We can also write it as:

select proname, nspname 
  from pg_proc p 
  join pg_namespace n ON pronamespace(p) = oid(n);

These notations are actually directly equivalent, and while the second is sufficiently non-standard that I would probably avoid it for production code, it has the advantage of making the relationship between function and attribute quite clear.

V:  Notes about Tuples in Tuples


Now, technically storing tuples inside of tuples in relations never violates first normal form by itself (though arrays of tuples might be if they are not ordinal).  This is because tuples are always ordinal.  Nonetheless, storing tuples inside of tuples can result in some problems which look very much like 1NF violation problems.  The same holds true with JSON, and other programming structures.  These don't violate 1NF themselves, but they can cause problems of a similar sort depending on how they are used.

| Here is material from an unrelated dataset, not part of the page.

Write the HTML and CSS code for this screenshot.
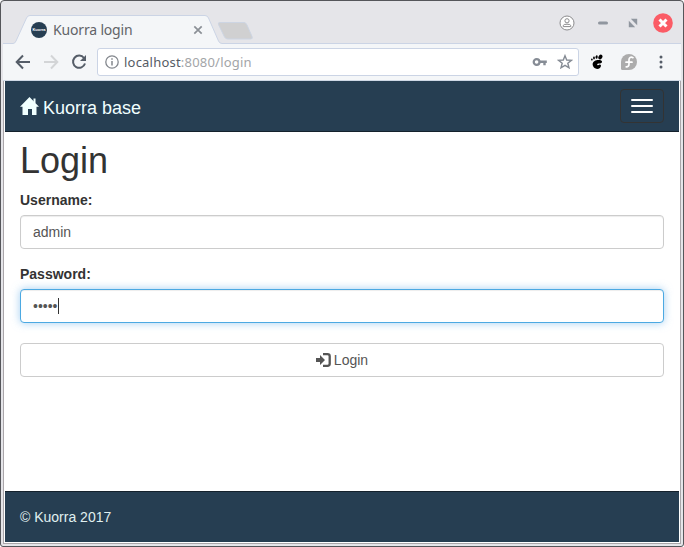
FILE: index.html
```html
<!DOCTYPE html>
<html lang="en">
<head>
<meta charset="utf-8">
<title>Kuorra login</title>
<link rel="stylesheet" href="styles.css">
</head>
<body>
<div class="window">
  <header class="tabstrip">
    <svg class="tab-shape" width="684" height="44" viewBox="0 0 684 44">
      <path d="M3 44V43.5H13Q15 43.500 16 41L26.500 18Q27.500 15.500 30 15.500H205Q207.500 15.500 208.500 18L218.500 41Q219.500 43.500 222 43.500H681V44Z" fill="#f4f6f8"/>
      <path d="M3 43.500H13Q15 43.500 16 41L26.500 18Q27.500 15.500 30 15.500H205Q207.500 15.500 208.500 18L218.500 41Q219.500 43.500 222 43.500H681" fill="none" stroke="#cbd4e5"/>
      <path d="M220 22.500H244Q246 22.500 247 25L252 36.500Q253 39 250.500 39H228Q225.500 39 224.500 37L218.500 24.500Q217.500 22.500 220 22.500Z" fill="#d0d0d1" stroke="#cdd5e3"/>
    </svg>
    <div class="tab">
      <span class="favicon"><span>Kuorra</span></span>
      <span class="tab-title">Kuorra login</span>
      <svg class="tab-close" width="10" height="10" viewBox="0 0 10 10"><path d="M1.300 1.300 8.700 8.700M8.700 1.300 1.300 8.700" stroke="#8b9096" stroke-width="1.700"/></svg>
    </div>
    <div class="controls">
      <svg width="16" height="16" viewBox="0 0 16 16"><g fill="#fff" stroke="#8b8b8d"><circle cx="8" cy="8" r="7"/><circle cx="8" cy="5.800" r="2.100"/><path d="M4.200 11.600V10.500Q4.500 9.200 8 9.200T11.800 10.500V11.600Z"/></g></svg>
      <svg width="10" height="10" viewBox="0 0 10 10"><path d="M1.500 5H8.500" stroke="#90969f" stroke-width="3" stroke-linecap="round"/></svg>
      <svg width="10" height="10" viewBox="0 0 10 10"><path d="M2.800 .8H9.200V7.200ZM.8 2.800V9.200H7.200Z" fill="#90969f"/></svg>
      <svg width="20" height="20" viewBox="0 0 20 20"><circle cx="10" cy="10" r="9.800" fill="#fb5c66"/><path d="M6.500 6.500 13.500 13.500M13.500 6.500 6.500 13.500" stroke="#fff" stroke-width="3"/></svg>
    </div>
  </header>
  <div class="toolbar">
    <svg class="back" width="16" height="16" viewBox="0 0 16 16"><path d="M15 8H2M8 1.500 1.700 8 8 14.500" fill="none" stroke="#555d68" stroke-width="2"/></svg>
    <svg class="forward" width="16" height="16" viewBox="0 0 16 16"><path d="M1 8H14M8 1.500 14.300 8 8 14.500" fill="none" stroke="#d3d5d7" stroke-width="2"/></svg>
    <svg class="reload" width="16" height="16" viewBox="0 0 16 16"><path d="M13 4A6.100 6.100 0 1 0 14 9.500" fill="none" stroke="#555d68" stroke-width="2"/><path d="M15 1V7H9Z" fill="#555d68"/></svg>
    <div class="address">
      <svg class="info" width="14" height="14" viewBox="0 0 14 14"><circle cx="7" cy="7" r="6.200" fill="none" stroke="#83878d" stroke-width="1.300"/><path d="M7 3.200V4.800M7 6V10.600" stroke="#83878d" stroke-width="1.500"/></svg>
      <span class="url"><b>localhost</b>:8080/login</span>
      <svg class="key" width="15" height="10" viewBox="0 0 15 10"><circle cx="4.600" cy="5" r="2.900" fill="none" stroke="#868c95" stroke-width="2.200"/><path d="M8 4.800H14.800M12.500 5V8.300" stroke="#868c95" stroke-width="2.400"/></svg>
      <svg class="star" width="16" height="16" viewBox="0 0 16 16"><path d="M8 1.700 9.700 6 14.400 6.300 10.800 9.200 12 13.800 8 11.300 4 13.800 5.200 9.200 1.600 6.300 6.300 6Z" fill="none" stroke="#868c95" stroke-width="1.400"/></svg>
    </div>
    <svg class="gnome" width="14" height="16" viewBox="0 0 14 16"><g fill="#000"><ellipse cx="10.400" cy="3" rx="1.900" ry="2.600" transform="rotate(25 10.400 3)"/><ellipse cx="6.600" cy="3" rx="1.100" ry="1.700" transform="rotate(10 6.600 3)"/><ellipse cx="4" cy="4" rx=".9" ry="1.400"/><ellipse cx="1.900" cy="5.500" rx=".8" ry="1.100" transform="rotate(-15 1.900 5.500)"/><path d="M7.500 6C12.400 5.300 13 8.200 10.800 9.200 9.400 9.800 7.500 9 7.200 10.200 7 11.400 8.400 11.500 9.200 10.800 10.400 10.100 11.200 11 10.900 12.300 10 15.300 7.200 15.500 5 14.300 1.900 12.400 1 7 7.500 6Z"/></g></svg>
    <svg class="fedora" width="16" height="16" viewBox="0 0 16 16"><path d="M8 0A8 8 0 1 1 8 16H1.500Q0 16 0 14.500V8A8 8 0 0 1 8 0Z" fill="#acacac"/><path d="M12 3.700C9.800 2.500 8 3.600 8 5.800V10Q8 13 5.200 12.800M5 8.200H11" fill="none" stroke="#fff" stroke-width="1.700" stroke-linecap="round"/></svg>
    <svg class="menu" width="4" height="14" viewBox="0 0 4 14"><g fill="#555d68"><circle cx="2" cy="2" r="1.500"/><circle cx="2" cy="7" r="1.500"/><circle cx="2" cy="12" r="1.500"/></g></svg>
  </div>
  <div class="page">
    <nav class="navbar">
      <a class="brand"><svg width="20" height="18" viewBox="0 0 20 18"><path d="M9.500 0 19 9.800H16.500V18H12V12H8V18H2.500V9.800H0Z" fill="#f0ffff"/><path d="M13.500 1.500H15.500V6H13.500Z" fill="#f0ffff"/></svg><span>Kuorra base</span></a>
      <button class="toggle" aria-label="Menu"><i></i><i></i><i></i></button>
    </nav>
    <main>
      <h1>Login</h1>
      <label>Username:</label>
      <div class="field">admin</div>
      <label>Password:</label>
      <div class="field focus"><span>•••••</span><i class="caret"></i></div>
      <button class="submit"><svg width="15" height="14" viewBox="0 0 15 14"><path d="M0 5H4V2L9 7 4 12V9H0Z" fill="#555"/><path d="M7 1.200H11.500Q13.700 1.200 13.700 3.200V10.800Q13.700 12.800 11.500 12.800H7" fill="none" stroke="#555" stroke-width="2.300"/></svg><span>Login</span></button>
    </main>
    <footer>© Kuorra 2017</footer>
  </div>
</div>
</body>
</html>
```
FILE: styles.css
```css
* { box-sizing: border-box; }
body { margin: 0; background: #fff; font: 14px/20px "Liberation Sans", Arial, sans-serif; color: #333; overflow: hidden; }
svg { flex: none; display: block; }
.window { position: relative; width: 684px; height: 547px; display: flex; flex-direction: column; background: #e5e5e9; border: 1px solid #55565a; border-radius: 4px 4px 3px 3px; overflow: hidden; }
.tabstrip { position: relative; height: 43px; flex: none; display: flex; justify-content: space-between; font-family: "Noto Sans", sans-serif; }
.tab-shape { position: absolute; left: -1px; top: -1px; }
.tab { position: relative; display: flex; align-items: center; width: 203px; height: 28px; margin: 15px 0 0 30px; }
.favicon { width: 16px; height: 16px; flex: none; border-radius: 50%; background: #263e52; display: flex; align-items: center; justify-content: center; color: #fff; font: bold 4px/4px "Liberation Sans", sans-serif; overflow: hidden; }
.tab-title { width: 81px; margin-left: 6px; font-size: 14px; color: #626468; white-space: nowrap; letter-spacing: -.17px; }
.tab-close { margin-left: 59px; }
.controls { position: relative; display: flex; align-items: center; height: 43px; margin-right: 10px; }
.controls svg:nth-child(2) { margin-left: 23px; }
.controls svg:nth-child(3) { margin-left: 20px; }
.controls svg:nth-child(4) { margin-left: 15px; }
.toolbar { height: 37px; flex: none; display: flex; align-items: center; margin: 0 2px; padding: 0 0 0 12px; background: #f4f6f8; border-bottom: 1px solid #cfd8e5; }
.forward { margin-left: 12px; }
.reload { margin-left: 12px; }
.address { width: 482px; height: 28px; margin-left: 10px; padding: 0 5px 0 7px; display: flex; align-items: center; background: #fff; border: 1px solid #cbd4e5; border-radius: 3px; font-family: "Noto Sans", sans-serif; }
.url { margin-left: 5px; flex: 1; font-size: 13px; color: #a3a5a8; white-space: nowrap; letter-spacing: .21px; }
.url b { font-weight: 400; color: #555b65; }
.star { margin-left: 10px; }
.gnome { margin-left: 11px; }
.fedora { margin-left: 17px; }
.menu { margin-left: 22px; }
.page { flex: 1; display: flex; flex-direction: column; margin: 0 2px 2px; background: #fff; border: 1px solid #aaa6aa; border-top: 0; }
.navbar { height: 51px; flex: none; display: flex; justify-content: space-between; align-items: center; background: #263e52; border-bottom: 1px solid #14212c; margin: 0 1px; padding: 0 15px; }
.brand { display: flex; align-items: center; gap: 3px; color: #f0ffff; font-size: 18px; }
.brand span { padding-top: 3px; }
.toggle { width: 44px; height: 34px; padding: 0 10px; display: flex; flex-direction: column; justify-content: center; gap: 4px; background: none; border: 1px solid #333; border-radius: 4px; }
.toggle i { width: 22px; height: 2px; border-radius: 1px; background: #fff; }
main { flex: 1; padding: 9px 16px 0; }
h1 { margin: 0 0 9px; font-size: 36px; line-height: 40px; font-weight: 500; }
label { display: block; font-weight: 700; margin-bottom: 5px; }
.field { display: flex; align-items: center; height: 34px; margin-bottom: 15px; padding: 0 12px; border: 1px solid #ccc; border-radius: 4px; color: #555; background: #fff; box-shadow: inset 0 1px 1px rgba(0,0,0,.075); }
.field.focus { border-color: #4ca9e2; box-shadow: inset 0 1px 1px rgba(0,0,0,.075), 0 0 8px rgba(102,175,233,.6); margin-bottom: 20px; }
.caret { width: 1px; height: 16px; background: #333; }
.submit { display: flex; justify-content: center; align-items: center; gap: 3px; width: 100%; height: 34px; padding: 0; background: #fff; border: 1px solid #ccc; border-radius: 4px; color: #555; font: 14px/20px "Liberation Sans", Arial, sans-serif; }
footer { height: 51px; flex: none; margin: 0 1px 1px; padding: 15px 15px; border-top: 1px solid #14212c; background: #263e52; color: #e0f0f0; line-height: 20px; }
```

In general, a decent rule to live by is that if a tuple will be updated as a whole, problems don't exist but that problems begin to exist when a tuple may be updated (logically) by merely replacing elements in it.  If one thinks of tuples as immutable (more on this in an upcoming post), these problems are solved.

This is an area where functional programming as a mentality makes database design a lot easier.  One should think of tuples as immutable correlated data structures, not as internal state of the system.

VI:  When to Break 1NF


There are many times when 1NF must be broken.  

In the real world we don't often get to verify that our data conforms to rigid mathematical definitions before we load it.  For this reason, the non-duplication rule often must be ignored for data import workflows.  In these cases, one loads the data with duplicates, and filters them out with subsequent operations.  This is acceptable.

Additionally there are cases where the workloads are such that, with PostgreSQL, GIN indexes can give you major performance boosts when you need it.  This comes at a cost, in that deleting a valid element from the system can no longer perform well, but sometimes this cost is worth it for relatively unimportant and freeform data.

VII:  Perl modules and Related Concepts


In writing this I came across a number of Perl modules which are closely related to this post.

The first is Set::Relation, which implements basic relational logic in Perl.  This is worth looking at if you are trying to see how to implement set logic without an RDBMS.  A very nice feature is that by default, relations are immutable, which means you have an ability to use them in a fully Functional Programming environment.

The second is Math::Matrix, which gives you a library for matrix mathematics.  For integer and float arrays, this allows you to incorporate this into the database back-end using PL/PerlU procedures, and would be particularly useful when combined with SQL language arrays (either in the back-end or middle-ware).

VIII:  Final Thoughts


First Normal Form is often treated as a given in relational theory.  However since most books aimed at database professionals don't cover the mathematical basis for the model, it is generally poorly understood.  Understanding First Normal Form however is the beginning of understanding relational logic and relational database systems.  It therefore deserves much more exploration than the brief space it is usually given.

Understanding 1NF is particularly important when one decides to use a non-1NF database design.  These have significant tradeoffs which are not evident to beginners.  However, this is only the starting point.  In future discussions we will cover related aspects which give a more complete understanding of the basics of the system.